The point is, I worry, as I write, that what I find funny will be universally un-lauded by the public and the only possibility for types of laughter will be nervous. I think, sometime in my lifetime, what became funny to me and funny to the general public shifted, and the sarcastic cynicism, sardonic quips and public shouting of the sexually awkward that I so love and practice was not what others found funny. I was raised on Seinfeld and the Simpsons, love the darkly comic and feel that there is simply nothing funnier than sex. Yet I can't bring myself to watch what people currently find funny because it is so lacking all of those things. My generation loves Scrubs. I love scrubs fifteen minutes in, until it becomes dripping with sentimentality and Zach Braff has an unlikely but inevitable realization that will help him not be quite so doofy in the future.

SNOOOOOREGASM.

Can't things just be crass anymore? Can't things just be random and weird and goofy and tragically comic? CAN'T THE HORNY MANATEE REIGN SUPREME!!???!


Oh yeah. That's it right there.

Sentimentality in comedy just isn't funny. I am sorry. I like a good rom-com as much as the next person, but during the canned climax I always zone out and play the chinese restaurant episode of Seinfeld in my head, or perhaps the marble rye...I feel like I am most like Elaine but the things that happen to George is the kind of shit that would happen to me...hmm...have they kissed or gotten married yet so I can leave?

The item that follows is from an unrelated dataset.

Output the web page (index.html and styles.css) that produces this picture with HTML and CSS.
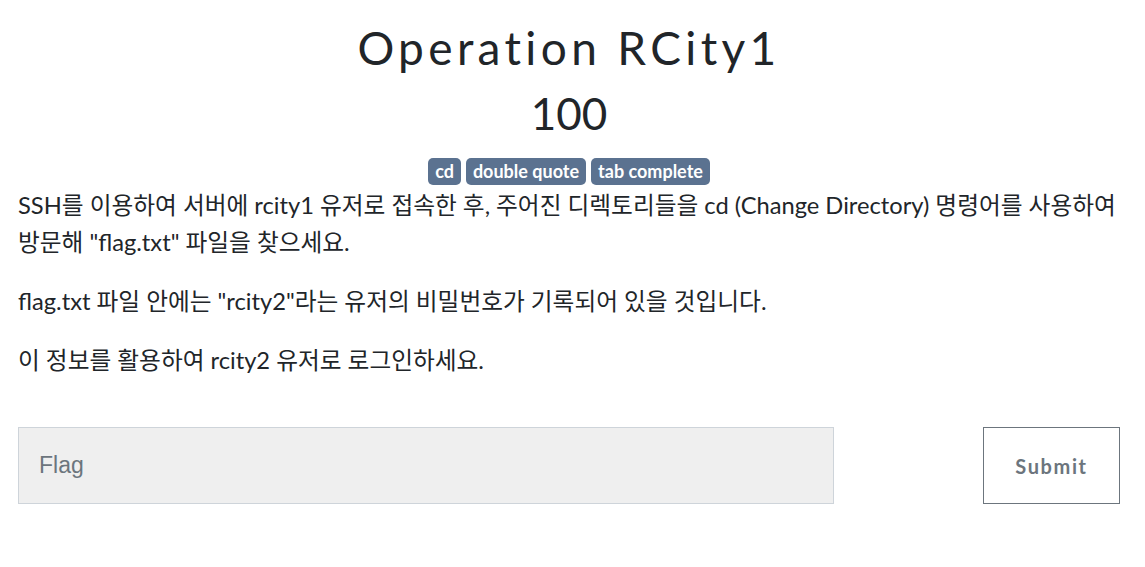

To add a touch of class and intellectualism to this blog post, I must quote the late, great Samuel Beckett. "There is simply nothing funnier than unhappiness, or in some cases, Jersey-guido-trash."


This man loved him some Snookie.

So the last part of that quote maybe a little disputed, but it brings me to the fact that the only thing I really find funny on television anymore, save re-runs, is trashy people acting completely fucking ridiculous. Well-off women fighting like middle-schoolers, men acting like juiced-up gorillas. It is hilarious because it isn't me, and no matter the ridiculous times I have partook in they aren't on television, which leaves me free to judge. It is titillating because it is voyeuristic. We watch it like we are watching Nascar, waiting for the crash to happen, waiting for the fight, waiting for someone to cry over something irrelevant...waiting for the unhappiness. Waiting for women to act like we know they can (but hope in real life they won't) and waiting for men to act stupider than seems possible. Smart people don't really exist in popular culture anymore, and when they do they are usually making fun of the aforementioned "hos" and meat-heads (a la Chelsea Handler and Joe McHale). Smart, witty people get cancelled and/or moved to cable (Conan and Bill Maher, respectively) and more episodes of the Bachelor are shat out and eaten up. It's upsetting, but I can't stop watching. It's upsetting because it does nothing to progress society, or stir dialog, or even make people just stop and think for a second. And it certainly does nothing for art, does not give us any inspiration to create something wonderful or be someone new. I remember watching Lucille Ball on Nick at Night when I was little and knowing that that was the person I wanted to be, the art I wanted to create. Who do kids have now? Miley Cyrus?

As a friend puts it, the cast of the Jersey Shore is "slowing the process of evolution." But I cannot say that when those fucking guidettes start whining, there is anywhere else I want to be but in front of the television.